GSA Annual Meeting in Indianapolis, Indiana, USA - 2018

Paper No. 40-3
Presentation Time: 9:00 AM-5:30 PM


HUNTLEY, John Warren, Geological Sciences, University of Missouri, 101 Geological Sciences Building, Columbia, MO 65211 and JACOBS, Gabriel, Geological Sciences, University of Missouri, Office 101 Geological Sciences, Columbia, MO 65211

Parasitism interactions in the fossil record remain sparsely sampled, due in large part to poor preservation potential of most parasitic taxa, but can be studied from malformations and bioerosional traces left on mineralized hosts such as bivalves. Increased parasitism pressure in coastal and nearshore settings corresponding to sea level rise, as previous studies have suggested, have implications for ecological impacts of ongoing eustatic sea level rise as the result of warming. Ecological responses to past episodes of sea level change can be inferred from the fossil record, but time-averaging of beds tends to obscure short-term trends in parasitism pressure. However, temporally brief deposits can mitigate this problem, enabling assessment of parasitism with relatively high resolution and allowing testing of the hypothesized link between sea level rise and increased prevalence of trematode parasitism in bivalves. Such temporally restricted beds are known from sites in Puget Sound, where latest Pleistocene glaciomarine drift deposits from brief periods of high sea level are bounded by terrestrial sediments.

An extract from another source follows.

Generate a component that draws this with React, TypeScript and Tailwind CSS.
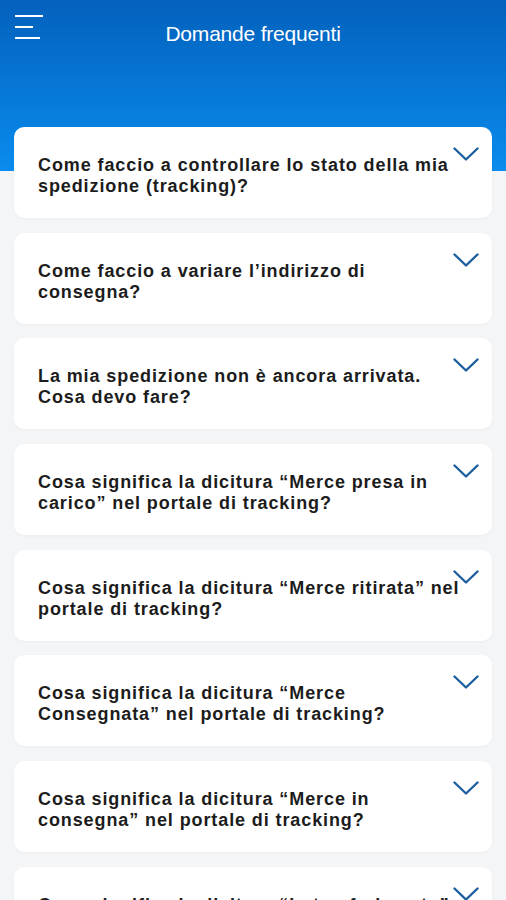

Bulk samples were taken from shell beds at two sites on Whidbey Island, Washington: Ebey’s Landing and Monroe’s Landing. Death assemblages were also sampled at the latter and at an additional nearby site, Double Bluff Beach. Six genera of bivalves were recovered from shell beds and death assemblages: Tresus (Mactridae), Saxidomus (Veneridae), Leukoma (Veneridae), Mytilus (Mytilidae), Clinocardium (Cardiidae), and Ostrea (Ostreidae). An additional two introduced genera were recovered only from death assemblages: Ruditapes (Veneridae) and Nuttalia (Psammobiidae). Totals of unique individuals were scored for each genus, providing a snapshot of community structure, and shells were inspected for pitting and blistering indicative of digenean trematode infestation.

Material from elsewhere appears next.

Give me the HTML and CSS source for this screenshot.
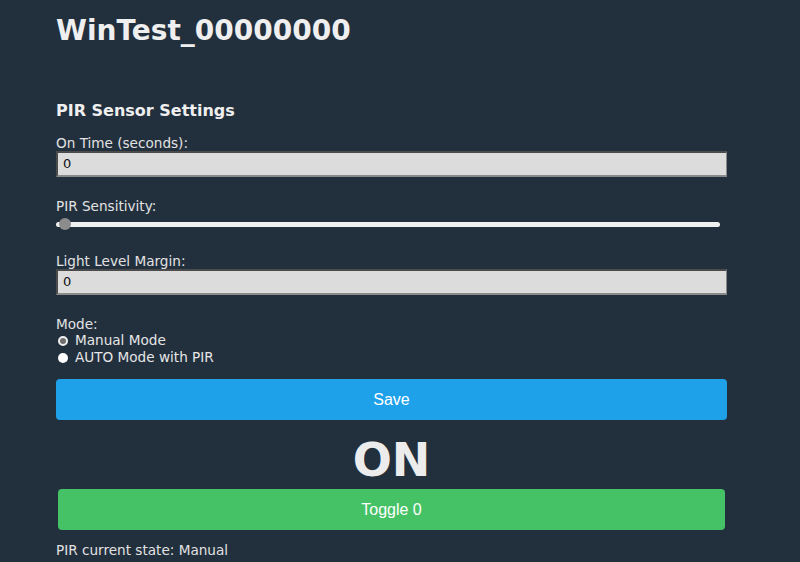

Paleoecology of the sampled beds is inferred from relative abundances of different taxa in the shell beds, taking into account infaunal, unattached, and cementing life habits as indicators of depositional environment. Trematode prevalence in modern death assemblages and in beds during episodes of sea level rise (including published data) are compared to test the apparent link between rising seas and increased parasitism.